May 17th, 2021
None of us asked to be here.
What I mean by that is: never in human history did any of us specifically request to be born.
Keep this in mind for a minute.
As we reassess what life was, what it’s been over the last year and what it’s going to look like, it feels like everyone has a strong opinion about the economy and, more specifically, the workforce.
There is no question that nearly every business is having trouble hiring employees, and the list of reasons why is long, from the complicated to the not-so-complex.
My entire life, but especially now, there’s a phrase I hear that people love to say but I don’t think anyone really thinks too much about:
“People have to work.”
It is common knowledge that in order to be a human being, you have to be productive, you have to be of service, you have to contribute, you have to do something to be worth something.
I just have to ask a simple follow-up question.
If none of us asked to be here, then why is it a requirement that we have to earn any kind of keep?
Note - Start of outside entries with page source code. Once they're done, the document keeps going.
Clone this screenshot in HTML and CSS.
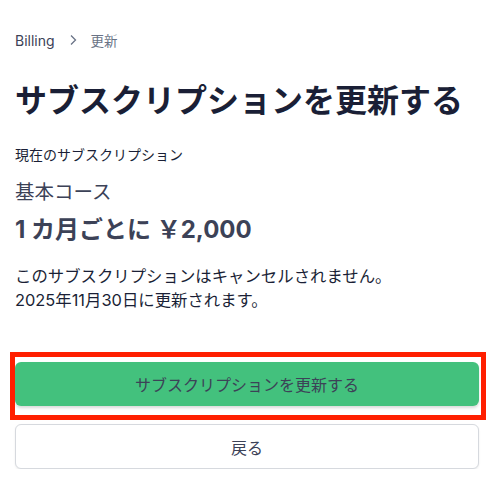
FILE: index.html
```html
<!DOCTYPE html>
<html lang="ja">

<head>
  <meta charset="UTF-8" />
  <meta name="viewport" content="width=device-width, initial-scale=1.0" />
  <title>サブスクリプションを更新する</title>
  <link rel="stylesheet" href="styles.css">
</head>

<body>
  <div class="page">
    <nav class="breadcrumb">
      <span class="crumb">Billing</span>
      <svg class="chevron" width="12" height="12" viewBox="0 0 12 12">
        <path d="M4 1.5 L8.5 6 L4 10.5" fill="none" stroke="currentColor" stroke-width="1.3" />
      </svg>
      <span class="crumb current">更新</span>
    </nav>

    <h1 class="title">サブスクリプションを更新する</h1>

    <div class="label">現在のサブスクリプション</div>
    <div class="plan">基本コース</div>
    <div class="price">1 カ月ごとに ￥2,000</div>

    <p class="note">
      このサブスクリプションはキャンセルされません。<br>
      2025年11月30日に更新されます。
    </p>

    <div class="actions">
      <div class="highlight">
        <button class="btn primary">サブスクリプションを更新する</button>
      </div>
      <button class="btn secondary">戻る</button>
    </div>
  </div>
</body>

</html>
```

FILE: styles.css
```css
* {
  box-sizing: border-box;
  margin: 0;
  padding: 0;
}

body {
  font-family: Inter, "Noto Sans CJK JP", sans-serif;
  background-color: #fff;
  color: #30313d;
}

.page {
  padding: 28px 21px 0 15px;
}

.breadcrumb {
  display: flex;
  align-items: center;
  gap: 11px;
  height: 24px;
  font-size: 14px;
  color: #3c4257;
}

.breadcrumb .chevron {
  color: #697386;
  margin: 0 1px;
}

.breadcrumb .current {
  font-size: 13.5px;
  color: #697386;
}

.title {
  margin-top: 29px;
  font-size: 32px;
  line-height: 40px;
  font-weight: 700;
  color: #1a1f36;
  white-space: nowrap;
}

.label {
  margin-top: 24px;
  font-size: 14px;
  line-height: 20px;
  color: #1a1f36;
}

.plan {
  margin-top: 14px;
  font-size: 19.5px;
  line-height: 26px;
  color: #3c4257;
}

.price {
  margin-top: 10px;
  font-size: 24px;
  line-height: 30px;
  font-weight: 700;
  color: #3c4257;
}

.note {
  margin-top: 19px;
  font-size: 16.4px;
  line-height: 24px;
  color: #1a1f36;
}

.actions {
  margin-top: 50px;
  display: flex;
  flex-direction: column;
  gap: 18px;
}

.highlight {
  position: relative;
}

/* annotation box drawn over the main button */
.highlight::after {
  content: "";
  position: absolute;
  top: -10px;
  left: -5px;
  right: -7px;
  bottom: -14px;
  border: 5px solid #ff1f00;
  pointer-events: none;
}

.btn {
  display: block;
  width: 100%;
  height: 44px;
  border-radius: 6px;
  font-family: Inter, "Noto Sans CJK JP", sans-serif;
  font-size: 16px;
  color: #3c4257;
  cursor: pointer;
}

.btn.primary {
  background-color: #43c17d;
  border: none;
  box-shadow: 0 2px 3px rgba(0, 0, 0, 0.15);
}

.btn.secondary {
  height: 45px;
  background-color: #fff;
  border: 1px solid #d6d9de;
  box-shadow: 0 1px 2px rgba(0, 0, 0, 0.08);
}
```
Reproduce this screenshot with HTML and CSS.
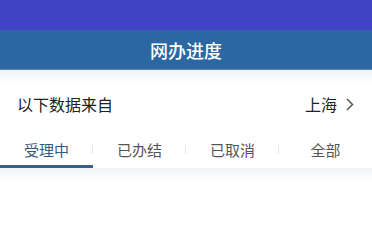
FILE: index.html
```html
<!DOCTYPE html>
<html lang="zh-CN">
<head>
<meta charset="utf-8">
<title>网办进度</title>
<link rel="stylesheet" href="styles.css">
</head>
<body>
<div class="statusbar"></div>
<header class="header"><h1 class="title">网办进度</h1></header>
<section class="source">
  <span class="source-label">以下数据来自</span>
  <span class="source-city">上海<svg class="chev" width="8" height="13" viewBox="0 0 8 13"><polyline points="1,1 6.5,6.5 1,12" fill="none" stroke="#555" stroke-width="1.5"/></svg></span>
</section>
<nav class="tabs">
  <div class="tab active">受理中</div>
  <div class="tab">已办结</div>
  <div class="tab">已取消</div>
  <div class="tab">全部</div>
</nav>
<div class="shade"></div>
</body>
</html>
```
FILE: styles.css
```css
* { box-sizing: border-box; }
html, body { margin: 0; padding: 0; background: #fff; }
body { font-family: "Noto Sans CJK SC", "Noto Sans", sans-serif; width: 372px; overflow: hidden; }
.statusbar { height: 30px; background: #4044c4; }
.header { height: 40px; background: #2a67a3; border-bottom: 1px solid #5d83aa; display: flex; align-items: center; justify-content: center; }
.title { margin: 0; color: #fff; font-size: 18px; font-weight: 500; line-height: 20px; letter-spacing: 0; }
.source { height: 60px; padding: 24px 18px 16px 17px; display: flex; justify-content: space-between; align-items: flex-start; background: linear-gradient(#eef3f9 0, #fff 14px); }
.source-label, .source-city { font-size: 16px; line-height: 20px; color: #222; }
.source-city { display: flex; align-items: center; gap: 9px; }
.chev { display: block; }
.tabs { display: flex; height: 38px; }
.tab { position: relative; flex: 1; display: flex; align-items: center; justify-content: center; padding-top: 3px; border-bottom: 3px solid transparent; font-size: 15px; color: #555; }
.tab.active { color: #35597f; border-bottom-color: #38608b; }
.tab:not(:last-child)::after { content: ""; position: absolute; right: 0; top: 15px; width: 1px; height: 9px; background: #e6e6e6; }
.shade { height: 14px; background: linear-gradient(#eff4f9, #fff); }
```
And I apologize because my question wasn’t rhetorical. The answer is we don’t.
If you’re pro-life then, in a way, you should be anti-work. If you’re insistent on bringing people here who never asked to be, then you should be equally supportive of that person’s right to live a life that makes them happy.
And as people reassess what it means to work, what it means to be worth something, and what it means to be happy, we have a whole lot of other people who are trying to make them forget all that and just get back to the insistent grind that we endure until we’re ash.
Something of worth that makes them worth something.
I say you already are. Worth something, that is. If you need to eat, then find a way to eat. If you need to sleep, then find a way to sleep. Those are basic conditions that life makes you meet, and life never gave you a contract to read and sign before you agreed.
And if you’ve made the realization over the last year that maybe human beings are put here against their will to do more than just work, then know that maybe you see life in a grander and more fulfilling way than a simple, capitalistic society can fathom.
And I think that’s what makes you and I special.